Scientific classification
- Kingdom: Animalia
- Phylum: Chordata
- Class: Aves
- Order: Passeriformes
- Family: Cotingidae
- Genus: Ampelion
- Species: A. rufaxilla
- Binomial name: Ampelion rufaxilla (Tschudi, 1844)

= Chestnut-crested cotinga =

- Genus: Ampelion
- Species: rufaxilla
- Authority: (Tschudi, 1844)
- Conservation status: LC

Species of bird

The chestnut-crested cotinga (Ampelion rufaxilla) is a species of bird in the family Cotingidae. It is found in Bolivia, Colombia, Ecuador, and Peru.

==Taxonomy and systematics==

The chestnut-crested cotinga shares genus Ampelion with the red-crested cotinga (A. rubrocristatus). Early in the twentieth century some authors had placed both of them in genus Heliochera, which no longer exists.

The chestnut-crested cotinga has two subspecies, the nominate A. r. rufaxilla (Tschudi, 1844) and A. r. antioquiae (Chapman, 1924).

==Description==

The chestnut-crested cotinga is 18.5 to 23 cm long and weighs 69 to 77 g. The sexes have the same plumage. Adults of the nominate subspecies have a black crown with a long chestnut crest in the center. Their upperparts are olive gray with dusky streaks on the back. Their wings and tail are mostly black or blackish brown with chestnut lesser and median wing coverts. Their face, nape, and throat are chestnut. Their upper breast is gray and their lower breast and belly are yellow with black streaks except on the belly's center. Subspecies A. r. antioquiae is larger than the nominate, with darker chestnut areas and more and wider streaks on the breast and belly. Both subspecies have a bright red iris, a bill with a blue-gray base and black tip, and dark olive or olive-gray legs and feet.
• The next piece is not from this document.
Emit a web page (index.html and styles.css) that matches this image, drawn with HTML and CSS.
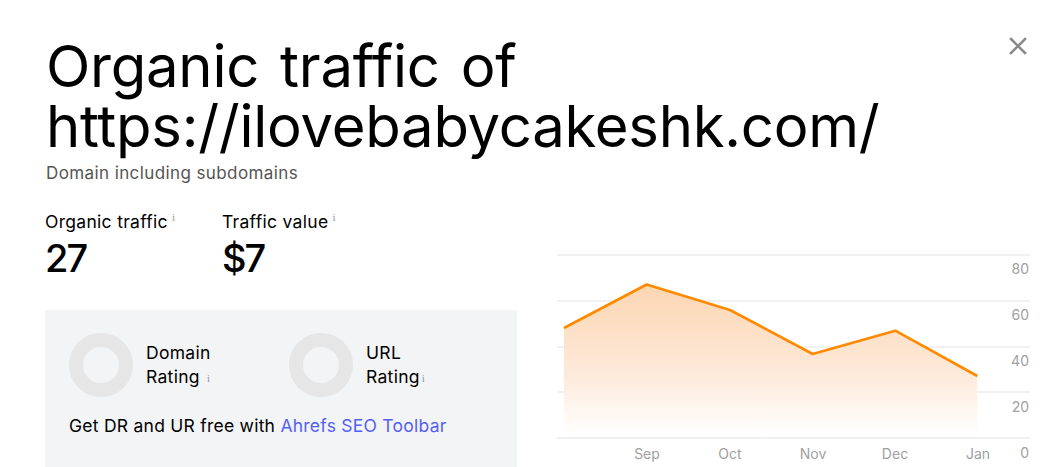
FILE: index.html
```html
<!DOCTYPE html>
<html>
<head>
<meta charset="utf-8">
<link rel="stylesheet" href="styles.css">
</head>
<body>
<div class="modal">
  <button class="close" aria-label="Close">
    <svg width="18" height="18" viewBox="0 0 18 18"><path d="M2 2 L16 16 M16 2 L2 16" stroke="#8a8a8a" stroke-width="2.6" stroke-linecap="square" fill="none"/></svg>
  </button>
  <h1 class="title">Organic traffic of<br>https://ilovebabycakeshk.com/</h1>
  <div class="sub">Domain including subdomains</div>
  <div class="content">
    <div class="left">
      <div class="metrics">
        <div class="metric">
          <div class="label">Organic traffic<span class="info">i</span></div>
          <div class="value">27</div>
        </div>
        <div class="metric second">
          <div class="label">Traffic value<span class="info">i</span></div>
          <div class="value">$7</div>
        </div>
      </div>
      <div class="ratings">
        <div class="rating-row">
          <div class="rating">
            <div class="donut"></div>
            <div class="rating-label">Domain<br>Rating <span class="info wide">i</span></div>
          </div>
          <div class="rating">
            <div class="donut"></div>
            <div class="rating-label">URL<br>Rating<span class="info">i</span></div>
          </div>
        </div>
        <div class="promo">Get DR and UR free with <a href="#" class="link">Ahrefs SEO Toolbar</a></div>
      </div>
    </div>
    <div class="chart">
      <svg width="511" height="222" viewBox="0 0 511 222">
        <defs>
          <linearGradient id="fill" x1="0" y1="40" x2="0" y2="190" gradientUnits="userSpaceOnUse">
            <stop offset="0" stop-color="#fcd6b2"/>
            <stop offset="0.6" stop-color="#fdeadb"/>
            <stop offset="1" stop-color="#ffffff"/>
          </linearGradient>
        </defs>
        <g stroke="#ededed" stroke-width="1.6">
          <line x1="7" y1="10" x2="480" y2="10"/>
          <line x1="7" y1="56" x2="480" y2="56"/>
          <line x1="7" y1="102" x2="480" y2="102"/>
          <line x1="7" y1="147" x2="480" y2="147"/>
          <line x1="7" y1="193" x2="480" y2="193"/>
        </g>
        <path d="M14 83 L96.7 39.5 L180 65 L262.7 109 L345.3 85.7 L427.3 131 L427.3 191 L14 191 Z" fill="url(#fill)"/>
        <path d="M14 83 L96.7 39.5 L180 65 L262.7 109 L345.3 85.7 L427.3 131" fill="none" stroke="#ff8a00" stroke-width="2.6" stroke-linejoin="round"/>
        <g class="axis" text-anchor="end">
          <text x="479" y="29">80</text>
          <text x="479" y="75">60</text>
          <text x="479" y="121">40</text>
          <text x="479" y="167">20</text>
          <text x="479" y="213">0</text>
        </g>
        <g class="axis" text-anchor="middle">
          <text x="97" y="214">Sep</text>
          <text x="180" y="214">Oct</text>
          <text x="263" y="214">Nov</text>
          <text x="345" y="214">Dec</text>
          <text x="428" y="214">Jan</text>
        </g>
      </svg>
    </div>
  </div>
</div>
</body>
</html>
```
FILE: styles.css
```css
* { box-sizing: border-box; }
html, body { margin: 0; padding: 0; background: #fff; }
body {
  font-family: Inter, "Noto Sans", "Liberation Sans", sans-serif;
  color: #000;
  overflow: hidden;
  height: 467px;
}
.modal {
  position: relative;
  padding: 36px 0 0 46px;
}
.close {
  position: absolute;
  top: 37px;
  right: 34px;
  border: 0;
  background: none;
  padding: 0;
  width: 18px;
  height: 18px;
  cursor: pointer;
}
.close svg { display: block; }
.title {
  margin: 0;
  font-weight: 400;
  font-size: 58px;
  line-height: 60px;
  letter-spacing: -0.25px;
  word-spacing: 5px;
  color: #000;
}
.sub {
  margin-top: 7px;
  font-size: 17px;
  line-height: 20px;
  letter-spacing: 0.4px;
  color: #555;
}
.content {
  display: flex;
  margin-top: 12px;
}
.left {
  width: 472px;
  flex: none;
  margin-left: -1px;
}
.metrics {
  display: flex;
  padding-top: 16px;
}
.metric { width: 177px; }
.label {
  font-size: 17.5px;
  line-height: 22px;
  letter-spacing: 0.3px;
}
.info {
  display: inline-block;
  font-size: 11px;
  color: #9a9a9a;
  vertical-align: top;
  margin-left: 4px;
  line-height: 12px;
  letter-spacing: 0;
  font-family: "Liberation Serif", serif;
}
.info.wide { margin-left: 6px; vertical-align: middle; }
.value {
  font-size: 38px;
  line-height: 44px;
  font-weight: 500;
  margin-top: 3px;
  letter-spacing: -2px;
}
.ratings {
  margin-top: 30px;
  background: #f3f4f6;
  height: 170px;
  padding: 23px 0 0 24px;
}
.rating-row {
  display: flex;
}
.rating {
  display: flex;
  align-items: center;
  width: 220px;
}
.donut {
  width: 64px;
  height: 64px;
  border-radius: 50%;
  border: 14px solid #e6e6e6;
  flex: none;
}
.rating-label {
  margin-left: 13px;
  font-size: 17.5px;
  line-height: 24px;
  letter-spacing: 0.3px;
}
.rating-label .info { vertical-align: middle; margin-left: 2px; }
.promo {
  margin-top: 18px;
  font-size: 17.5px;
  line-height: 22px;
  letter-spacing: 0.25px;
}
.link {
  color: #5360f5;
  text-decoration: none;
}
.chart {
  margin-left: 33px;
  margin-top: 50px;
}
.chart svg { display: block; }
.axis {
  font-family: Inter, "Noto Sans", sans-serif;
  font-size: 14px;
  fill: #a0a0a0;
}
```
==Distribution and habitat==

The chestnut-crested cotinga has a disjunct distribution. Subspecies A. r. antioquiae is the more northerly of the two. It is found in Colombia's Central Andes from Antioquia Department to Huila Department and the Western Andes in Cauca and Valle del Cauca departments. Its range apparently extends into western Sucumbíos Province in extreme northern Ecuador. The nominate subspecies is found from southern Zamora-Chinchipe Province in extreme southern Ecuador south through Peru on the eastern Andean slope into Bolivia to Cochabamba Department.

The chestnut-crested cotinga inhabits humid montane forest and woodlands at and near tree line. In elevation it ranges between 1800 and 2800 m in Colombia, between 1800 and 2700 m in Ecuador, between 1700 and 2800 m in Peru, and between 1300 and 3000 m in Bolivia.

==Behavior==
===Movement===

The chestnut-crested cotinga is a year-round resident.

===Feeding===

The chestnut-crested cotinga's diet has not been detailed, but appears to be mostly fruits and sometimes insects. It usually forages singly or in pairs, and usually in the forest canopy. Its technique for taking fruit is not known. It takes insects in mid-air.

===Breeding===

The chestnut-crested cotinga's breeding season has not been determined but includes May in Ecuador and November and December in Peru. It makes a flight display, ascending from a treetop perch in an arc to land on a different perch. The species' nest is an open cup made from lichens on a base of twigs. The only known clutch was a single egg that was greenish with dark spots. Both sexes tended that nest and incubated the egg. The incubation period, time to fledging, and other details of parental care are not known.

===Vocal and non-vocal sounds===

The chestnut-crested cotinga's song has been described as "a quiet, deep, nasal croak, often with a stuttered introduction: t't'ti'kreeh" and as "a dry, raspy, and nasal stuttered reh, r-r-r-r-r-réh". Its calls are "single nasal croaking notes". During the flight display, the bird's wings make audible beats on the ascent and a "braking" noise on the descent.

==Status==

The IUCN has assessed the chestnut-crested cotinga as being of Least Concern. It has a very large range; its population size is not known and is believed to be decreasing. No immediate threats have been identified. It is considered rare and local in Colombia and Ecuador and rare in Peru. "Chestnut-crested Cotinga appears to be more limited to large expanses of intact forest than is Red-crested Cotinga, and so may be more vulnerable to habitat fragmentation."